• Problem requirements: Copy out all lines where "this" appears.

(Entries with page source code)
————————

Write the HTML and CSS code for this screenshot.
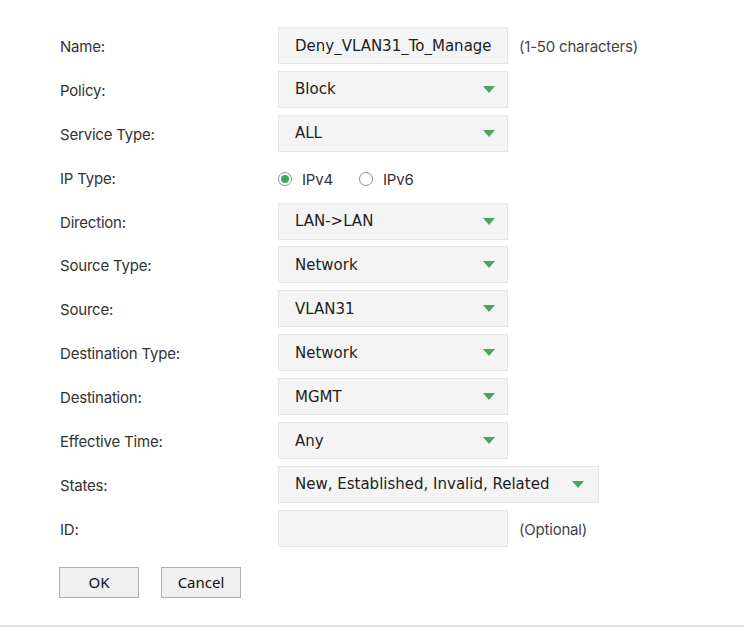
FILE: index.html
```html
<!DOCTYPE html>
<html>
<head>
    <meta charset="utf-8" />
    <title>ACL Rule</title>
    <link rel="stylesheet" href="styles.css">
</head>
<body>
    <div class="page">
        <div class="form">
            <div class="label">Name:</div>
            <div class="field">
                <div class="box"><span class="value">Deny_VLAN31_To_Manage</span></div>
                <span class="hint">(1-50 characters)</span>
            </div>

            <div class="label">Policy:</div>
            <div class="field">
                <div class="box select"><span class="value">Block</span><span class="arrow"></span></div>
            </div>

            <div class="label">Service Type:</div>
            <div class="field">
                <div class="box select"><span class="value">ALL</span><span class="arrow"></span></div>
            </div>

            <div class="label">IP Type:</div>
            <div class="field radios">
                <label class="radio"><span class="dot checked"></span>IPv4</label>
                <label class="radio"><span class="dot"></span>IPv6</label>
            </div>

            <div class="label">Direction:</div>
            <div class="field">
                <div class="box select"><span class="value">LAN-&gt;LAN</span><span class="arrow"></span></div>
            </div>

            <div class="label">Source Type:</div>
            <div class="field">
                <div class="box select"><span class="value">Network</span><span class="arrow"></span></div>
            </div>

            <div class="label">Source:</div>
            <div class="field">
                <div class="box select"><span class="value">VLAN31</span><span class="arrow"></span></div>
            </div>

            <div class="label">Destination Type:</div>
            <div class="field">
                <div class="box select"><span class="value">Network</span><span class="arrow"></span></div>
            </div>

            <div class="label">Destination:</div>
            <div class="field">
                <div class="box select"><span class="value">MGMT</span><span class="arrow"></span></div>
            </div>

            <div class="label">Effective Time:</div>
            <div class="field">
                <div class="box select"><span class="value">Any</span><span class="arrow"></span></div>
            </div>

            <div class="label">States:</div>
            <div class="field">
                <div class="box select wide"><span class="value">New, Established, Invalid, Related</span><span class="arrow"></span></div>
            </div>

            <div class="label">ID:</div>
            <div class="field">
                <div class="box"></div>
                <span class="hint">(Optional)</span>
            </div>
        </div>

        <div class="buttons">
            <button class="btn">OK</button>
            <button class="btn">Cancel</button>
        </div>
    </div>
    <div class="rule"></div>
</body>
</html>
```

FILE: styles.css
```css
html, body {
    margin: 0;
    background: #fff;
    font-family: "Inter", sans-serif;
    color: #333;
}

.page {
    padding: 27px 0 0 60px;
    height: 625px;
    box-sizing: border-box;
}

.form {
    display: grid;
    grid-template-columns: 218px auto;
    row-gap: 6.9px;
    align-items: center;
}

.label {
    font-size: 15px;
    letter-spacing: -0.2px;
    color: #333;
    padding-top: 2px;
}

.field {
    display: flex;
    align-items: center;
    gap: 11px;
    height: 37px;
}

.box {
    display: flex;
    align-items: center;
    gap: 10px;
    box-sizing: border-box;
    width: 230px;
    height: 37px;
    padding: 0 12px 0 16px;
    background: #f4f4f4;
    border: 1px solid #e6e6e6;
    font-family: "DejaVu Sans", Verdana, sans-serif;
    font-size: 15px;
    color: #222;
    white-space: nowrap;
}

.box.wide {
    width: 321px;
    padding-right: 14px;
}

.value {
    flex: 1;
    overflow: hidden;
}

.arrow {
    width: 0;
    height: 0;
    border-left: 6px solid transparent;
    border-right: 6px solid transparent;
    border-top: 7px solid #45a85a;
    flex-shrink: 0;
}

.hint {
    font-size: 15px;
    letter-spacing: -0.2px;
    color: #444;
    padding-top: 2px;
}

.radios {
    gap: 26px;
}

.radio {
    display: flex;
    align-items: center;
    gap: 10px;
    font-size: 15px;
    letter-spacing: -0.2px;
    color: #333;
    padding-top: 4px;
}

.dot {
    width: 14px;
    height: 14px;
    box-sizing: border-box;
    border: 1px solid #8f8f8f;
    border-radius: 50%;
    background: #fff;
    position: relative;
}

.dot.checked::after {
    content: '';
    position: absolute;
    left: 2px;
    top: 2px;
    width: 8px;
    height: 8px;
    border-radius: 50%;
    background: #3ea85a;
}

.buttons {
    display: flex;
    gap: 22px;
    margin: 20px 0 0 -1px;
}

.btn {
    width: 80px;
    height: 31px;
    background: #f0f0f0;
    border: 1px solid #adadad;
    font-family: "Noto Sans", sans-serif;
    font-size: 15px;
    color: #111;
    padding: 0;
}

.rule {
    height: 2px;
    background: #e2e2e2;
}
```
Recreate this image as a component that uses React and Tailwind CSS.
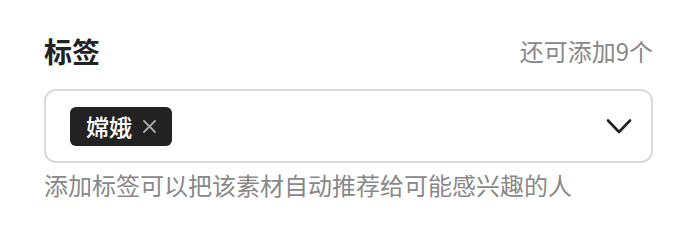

————————

• Full answer:
Write the HTML and CSS code for this screenshot.
Recreate this image as a component that uses React and Tailwind CSS.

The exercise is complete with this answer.